**Recorded data:**
####

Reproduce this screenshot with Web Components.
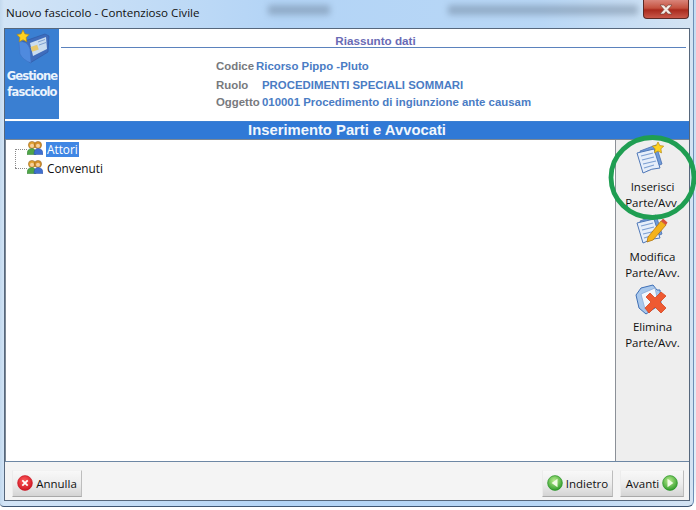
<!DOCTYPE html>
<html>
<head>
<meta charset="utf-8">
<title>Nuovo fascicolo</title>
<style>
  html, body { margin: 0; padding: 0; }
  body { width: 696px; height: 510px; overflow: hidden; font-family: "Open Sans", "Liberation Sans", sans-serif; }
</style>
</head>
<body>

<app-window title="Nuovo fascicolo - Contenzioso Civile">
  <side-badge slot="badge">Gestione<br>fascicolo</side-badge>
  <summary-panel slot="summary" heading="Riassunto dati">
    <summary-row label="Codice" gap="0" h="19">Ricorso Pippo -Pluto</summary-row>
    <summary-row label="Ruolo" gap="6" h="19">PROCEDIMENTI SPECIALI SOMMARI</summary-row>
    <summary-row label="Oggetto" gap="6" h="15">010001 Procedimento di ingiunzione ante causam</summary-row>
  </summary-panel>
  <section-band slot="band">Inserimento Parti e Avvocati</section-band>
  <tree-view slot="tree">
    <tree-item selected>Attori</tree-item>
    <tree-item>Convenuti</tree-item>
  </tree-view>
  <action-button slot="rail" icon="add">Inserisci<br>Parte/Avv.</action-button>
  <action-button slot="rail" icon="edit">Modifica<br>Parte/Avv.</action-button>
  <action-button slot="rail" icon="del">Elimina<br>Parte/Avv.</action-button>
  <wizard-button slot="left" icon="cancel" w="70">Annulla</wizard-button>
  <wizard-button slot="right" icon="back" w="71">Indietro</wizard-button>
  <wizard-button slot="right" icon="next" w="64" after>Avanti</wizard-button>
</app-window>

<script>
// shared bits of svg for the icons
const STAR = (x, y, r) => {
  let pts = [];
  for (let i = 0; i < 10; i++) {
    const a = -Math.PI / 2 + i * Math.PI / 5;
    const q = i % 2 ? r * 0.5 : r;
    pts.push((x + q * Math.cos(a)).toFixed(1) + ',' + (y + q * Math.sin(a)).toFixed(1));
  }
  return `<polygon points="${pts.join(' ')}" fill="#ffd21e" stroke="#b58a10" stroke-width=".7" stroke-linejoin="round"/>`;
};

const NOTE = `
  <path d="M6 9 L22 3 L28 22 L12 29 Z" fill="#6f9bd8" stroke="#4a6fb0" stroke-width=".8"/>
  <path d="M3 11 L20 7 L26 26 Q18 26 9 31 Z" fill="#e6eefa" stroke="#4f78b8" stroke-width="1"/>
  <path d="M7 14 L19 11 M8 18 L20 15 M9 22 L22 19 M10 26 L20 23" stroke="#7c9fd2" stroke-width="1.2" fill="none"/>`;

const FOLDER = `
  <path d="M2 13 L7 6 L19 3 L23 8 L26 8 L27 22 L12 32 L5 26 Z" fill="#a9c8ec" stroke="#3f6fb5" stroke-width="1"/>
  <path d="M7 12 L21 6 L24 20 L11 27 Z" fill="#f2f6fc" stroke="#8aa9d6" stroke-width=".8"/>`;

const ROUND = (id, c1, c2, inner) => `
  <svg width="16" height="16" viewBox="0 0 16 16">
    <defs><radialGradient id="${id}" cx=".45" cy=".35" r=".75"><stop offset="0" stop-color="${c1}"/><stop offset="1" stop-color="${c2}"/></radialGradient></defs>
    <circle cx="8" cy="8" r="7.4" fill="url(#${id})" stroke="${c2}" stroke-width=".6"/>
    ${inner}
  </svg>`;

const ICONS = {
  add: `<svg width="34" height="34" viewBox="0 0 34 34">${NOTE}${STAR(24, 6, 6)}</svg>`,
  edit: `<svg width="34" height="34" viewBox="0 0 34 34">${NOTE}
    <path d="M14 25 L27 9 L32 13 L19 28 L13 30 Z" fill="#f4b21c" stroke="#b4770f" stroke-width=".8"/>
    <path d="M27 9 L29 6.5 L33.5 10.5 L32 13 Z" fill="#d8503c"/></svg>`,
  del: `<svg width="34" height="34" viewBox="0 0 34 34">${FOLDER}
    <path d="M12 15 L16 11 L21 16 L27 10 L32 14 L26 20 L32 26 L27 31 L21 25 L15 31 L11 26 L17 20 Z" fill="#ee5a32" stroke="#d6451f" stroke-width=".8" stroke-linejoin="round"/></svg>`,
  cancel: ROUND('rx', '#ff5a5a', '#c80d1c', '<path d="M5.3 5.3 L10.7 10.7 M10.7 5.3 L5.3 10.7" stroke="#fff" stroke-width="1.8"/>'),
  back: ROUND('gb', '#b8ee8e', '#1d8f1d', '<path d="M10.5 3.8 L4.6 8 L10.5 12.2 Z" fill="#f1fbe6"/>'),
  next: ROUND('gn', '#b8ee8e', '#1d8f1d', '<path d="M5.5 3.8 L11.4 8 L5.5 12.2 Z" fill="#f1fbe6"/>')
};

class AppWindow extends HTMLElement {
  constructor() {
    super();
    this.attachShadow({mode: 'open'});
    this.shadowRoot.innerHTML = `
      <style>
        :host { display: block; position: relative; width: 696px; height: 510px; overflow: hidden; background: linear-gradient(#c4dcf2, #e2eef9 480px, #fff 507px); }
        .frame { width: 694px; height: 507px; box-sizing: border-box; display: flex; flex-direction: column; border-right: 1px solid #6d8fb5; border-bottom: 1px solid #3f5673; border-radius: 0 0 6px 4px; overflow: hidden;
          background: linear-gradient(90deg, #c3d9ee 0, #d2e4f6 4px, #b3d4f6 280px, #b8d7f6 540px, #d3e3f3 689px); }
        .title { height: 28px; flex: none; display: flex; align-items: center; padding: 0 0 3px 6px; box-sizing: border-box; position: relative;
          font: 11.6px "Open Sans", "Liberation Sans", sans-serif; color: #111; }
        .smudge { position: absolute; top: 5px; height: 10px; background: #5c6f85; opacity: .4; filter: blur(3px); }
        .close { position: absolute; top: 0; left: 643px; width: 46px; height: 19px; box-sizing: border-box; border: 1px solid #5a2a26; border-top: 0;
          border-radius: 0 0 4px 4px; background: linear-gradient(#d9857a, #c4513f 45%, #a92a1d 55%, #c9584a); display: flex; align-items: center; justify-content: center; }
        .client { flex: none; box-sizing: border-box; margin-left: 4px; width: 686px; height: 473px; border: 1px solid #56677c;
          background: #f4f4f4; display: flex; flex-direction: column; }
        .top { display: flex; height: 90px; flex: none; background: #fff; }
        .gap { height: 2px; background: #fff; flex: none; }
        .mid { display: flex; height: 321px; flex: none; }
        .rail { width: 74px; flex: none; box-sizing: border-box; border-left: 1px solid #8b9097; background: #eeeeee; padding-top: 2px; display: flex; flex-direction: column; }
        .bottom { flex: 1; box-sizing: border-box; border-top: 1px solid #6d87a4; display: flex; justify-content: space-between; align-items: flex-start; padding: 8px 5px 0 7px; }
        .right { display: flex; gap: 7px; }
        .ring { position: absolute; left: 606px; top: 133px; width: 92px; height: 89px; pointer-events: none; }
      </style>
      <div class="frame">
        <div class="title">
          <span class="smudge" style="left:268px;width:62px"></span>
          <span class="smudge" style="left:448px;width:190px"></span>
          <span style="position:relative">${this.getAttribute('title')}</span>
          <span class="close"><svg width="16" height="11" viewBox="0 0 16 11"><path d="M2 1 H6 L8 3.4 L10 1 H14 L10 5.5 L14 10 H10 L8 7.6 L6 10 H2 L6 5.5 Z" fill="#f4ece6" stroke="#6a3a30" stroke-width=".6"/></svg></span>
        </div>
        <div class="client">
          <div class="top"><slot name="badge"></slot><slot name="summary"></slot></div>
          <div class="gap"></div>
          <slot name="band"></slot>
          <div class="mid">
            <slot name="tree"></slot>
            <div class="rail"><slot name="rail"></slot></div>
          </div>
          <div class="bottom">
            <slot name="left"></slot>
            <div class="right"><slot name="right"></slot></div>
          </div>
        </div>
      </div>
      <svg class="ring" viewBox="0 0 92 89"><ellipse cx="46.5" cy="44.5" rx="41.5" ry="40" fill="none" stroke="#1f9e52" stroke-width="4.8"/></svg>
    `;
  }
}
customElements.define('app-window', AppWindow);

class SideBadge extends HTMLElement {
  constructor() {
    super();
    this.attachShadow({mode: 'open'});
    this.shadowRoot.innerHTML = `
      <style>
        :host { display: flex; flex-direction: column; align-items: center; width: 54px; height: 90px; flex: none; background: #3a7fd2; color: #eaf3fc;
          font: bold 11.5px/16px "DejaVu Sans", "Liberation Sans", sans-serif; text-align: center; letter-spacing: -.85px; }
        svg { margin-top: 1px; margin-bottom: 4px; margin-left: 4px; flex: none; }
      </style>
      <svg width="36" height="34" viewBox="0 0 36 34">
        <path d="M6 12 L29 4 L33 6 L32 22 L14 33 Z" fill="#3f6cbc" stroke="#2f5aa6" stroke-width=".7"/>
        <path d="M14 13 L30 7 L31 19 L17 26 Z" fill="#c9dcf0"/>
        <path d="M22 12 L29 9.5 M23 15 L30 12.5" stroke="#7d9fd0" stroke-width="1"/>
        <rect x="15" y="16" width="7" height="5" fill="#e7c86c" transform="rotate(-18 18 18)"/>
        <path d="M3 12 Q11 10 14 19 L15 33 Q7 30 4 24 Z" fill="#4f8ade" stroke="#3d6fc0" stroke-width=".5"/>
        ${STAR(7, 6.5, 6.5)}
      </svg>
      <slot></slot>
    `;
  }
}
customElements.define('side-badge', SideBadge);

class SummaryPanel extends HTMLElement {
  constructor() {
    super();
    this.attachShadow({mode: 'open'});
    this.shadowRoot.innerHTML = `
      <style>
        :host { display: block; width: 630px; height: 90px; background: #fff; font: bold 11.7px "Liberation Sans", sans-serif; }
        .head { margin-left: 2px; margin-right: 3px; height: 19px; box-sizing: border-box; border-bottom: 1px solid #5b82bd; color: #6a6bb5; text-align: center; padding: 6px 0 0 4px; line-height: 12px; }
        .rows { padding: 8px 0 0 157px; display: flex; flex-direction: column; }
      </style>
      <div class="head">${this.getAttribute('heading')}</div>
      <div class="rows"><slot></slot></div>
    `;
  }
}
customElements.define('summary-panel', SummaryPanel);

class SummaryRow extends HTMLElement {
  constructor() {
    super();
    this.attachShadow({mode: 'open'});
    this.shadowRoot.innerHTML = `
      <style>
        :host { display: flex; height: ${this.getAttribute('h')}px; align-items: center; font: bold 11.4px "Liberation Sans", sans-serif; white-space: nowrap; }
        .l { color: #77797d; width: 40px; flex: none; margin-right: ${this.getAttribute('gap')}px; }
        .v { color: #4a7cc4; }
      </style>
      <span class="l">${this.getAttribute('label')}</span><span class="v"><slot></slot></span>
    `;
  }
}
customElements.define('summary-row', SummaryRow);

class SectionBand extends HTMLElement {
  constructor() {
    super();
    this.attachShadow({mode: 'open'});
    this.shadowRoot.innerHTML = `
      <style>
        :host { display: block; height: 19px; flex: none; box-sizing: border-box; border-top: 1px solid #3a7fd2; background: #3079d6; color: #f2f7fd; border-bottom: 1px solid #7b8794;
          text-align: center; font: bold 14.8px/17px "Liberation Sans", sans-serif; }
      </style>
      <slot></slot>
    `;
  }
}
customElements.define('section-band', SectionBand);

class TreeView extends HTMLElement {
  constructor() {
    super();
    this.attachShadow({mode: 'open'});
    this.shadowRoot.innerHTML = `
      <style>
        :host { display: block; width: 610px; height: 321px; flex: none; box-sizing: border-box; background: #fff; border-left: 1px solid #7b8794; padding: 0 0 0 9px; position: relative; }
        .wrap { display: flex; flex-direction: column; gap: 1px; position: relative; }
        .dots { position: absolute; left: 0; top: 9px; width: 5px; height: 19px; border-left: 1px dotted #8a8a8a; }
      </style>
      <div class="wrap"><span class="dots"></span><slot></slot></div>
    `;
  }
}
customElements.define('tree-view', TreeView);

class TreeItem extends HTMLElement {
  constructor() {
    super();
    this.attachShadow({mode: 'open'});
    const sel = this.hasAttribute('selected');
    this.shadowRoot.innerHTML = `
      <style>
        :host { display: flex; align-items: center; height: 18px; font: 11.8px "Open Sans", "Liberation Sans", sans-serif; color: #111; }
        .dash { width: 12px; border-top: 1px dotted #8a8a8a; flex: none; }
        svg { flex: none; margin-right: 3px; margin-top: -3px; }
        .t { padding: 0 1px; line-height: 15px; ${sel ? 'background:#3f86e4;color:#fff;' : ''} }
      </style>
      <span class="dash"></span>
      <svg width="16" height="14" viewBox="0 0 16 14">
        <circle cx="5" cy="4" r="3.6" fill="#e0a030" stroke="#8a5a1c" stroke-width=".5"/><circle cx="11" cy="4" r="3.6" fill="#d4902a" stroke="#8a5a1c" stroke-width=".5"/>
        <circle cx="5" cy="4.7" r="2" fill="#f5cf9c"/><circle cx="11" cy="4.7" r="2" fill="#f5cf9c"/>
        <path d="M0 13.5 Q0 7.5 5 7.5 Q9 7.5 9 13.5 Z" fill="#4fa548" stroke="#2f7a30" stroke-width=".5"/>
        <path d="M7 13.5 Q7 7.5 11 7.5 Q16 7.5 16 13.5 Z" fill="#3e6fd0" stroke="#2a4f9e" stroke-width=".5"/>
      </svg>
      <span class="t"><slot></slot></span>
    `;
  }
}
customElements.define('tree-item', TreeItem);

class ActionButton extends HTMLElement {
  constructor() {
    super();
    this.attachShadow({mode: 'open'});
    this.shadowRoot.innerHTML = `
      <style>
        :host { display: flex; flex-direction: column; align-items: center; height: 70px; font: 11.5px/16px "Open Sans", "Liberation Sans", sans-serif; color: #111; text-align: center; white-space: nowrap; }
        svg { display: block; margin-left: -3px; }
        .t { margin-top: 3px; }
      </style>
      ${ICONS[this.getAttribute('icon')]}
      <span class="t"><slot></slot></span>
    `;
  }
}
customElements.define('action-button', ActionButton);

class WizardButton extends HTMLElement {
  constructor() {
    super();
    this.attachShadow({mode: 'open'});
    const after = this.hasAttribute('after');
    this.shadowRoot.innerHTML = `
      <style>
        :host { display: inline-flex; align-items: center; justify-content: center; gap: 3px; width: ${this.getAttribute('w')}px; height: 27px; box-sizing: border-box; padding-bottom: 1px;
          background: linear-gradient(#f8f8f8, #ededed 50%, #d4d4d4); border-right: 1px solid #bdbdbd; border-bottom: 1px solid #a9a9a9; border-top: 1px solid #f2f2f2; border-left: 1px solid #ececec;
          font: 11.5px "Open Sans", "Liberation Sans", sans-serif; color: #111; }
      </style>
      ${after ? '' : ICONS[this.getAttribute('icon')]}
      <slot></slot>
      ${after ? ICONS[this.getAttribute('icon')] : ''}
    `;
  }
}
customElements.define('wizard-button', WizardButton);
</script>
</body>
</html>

####

**Task details:** Repeat, word for word and with no pictures, only the lines running from the beginning of the data to the line that contains "</app-window>".

**Task solution:**
Reproduce this screenshot with Web Components.
<!DOCTYPE html>
<html>
<head>
<meta charset="utf-8">
<title>Nuovo fascicolo</title>
<style>
  html, body { margin: 0; padding: 0; }
  body { width: 696px; height: 510px; overflow: hidden; font-family: "Open Sans", "Liberation Sans", sans-serif; }
</style>
</head>
<body>

<app-window title="Nuovo fascicolo - Contenzioso Civile">
  <side-badge slot="badge">Gestione<br>fascicolo</side-badge>
  <summary-panel slot="summary" heading="Riassunto dati">
    <summary-row label="Codice" gap="0" h="19">Ricorso Pippo -Pluto</summary-row>
    <summary-row label="Ruolo" gap="6" h="19">PROCEDIMENTI SPECIALI SOMMARI</summary-row>
    <summary-row label="Oggetto" gap="6" h="15">010001 Procedimento di ingiunzione ante causam</summary-row>
  </summary-panel>
  <section-band slot="band">Inserimento Parti e Avvocati</section-band>
  <tree-view slot="tree">
    <tree-item selected>Attori</tree-item>
    <tree-item>Convenuti</tree-item>
  </tree-view>
  <action-button slot="rail" icon="add">Inserisci<br>Parte/Avv.</action-button>
  <action-button slot="rail" icon="edit">Modifica<br>Parte/Avv.</action-button>
  <action-button slot="rail" icon="del">Elimina<br>Parte/Avv.</action-button>
  <wizard-button slot="left" icon="cancel" w="70">Annulla</wizard-button>
  <wizard-button slot="right" icon="back" w="71">Indietro</wizard-button>
  <wizard-button slot="right" icon="next" w="64" after>Avanti</wizard-button>
</app-window>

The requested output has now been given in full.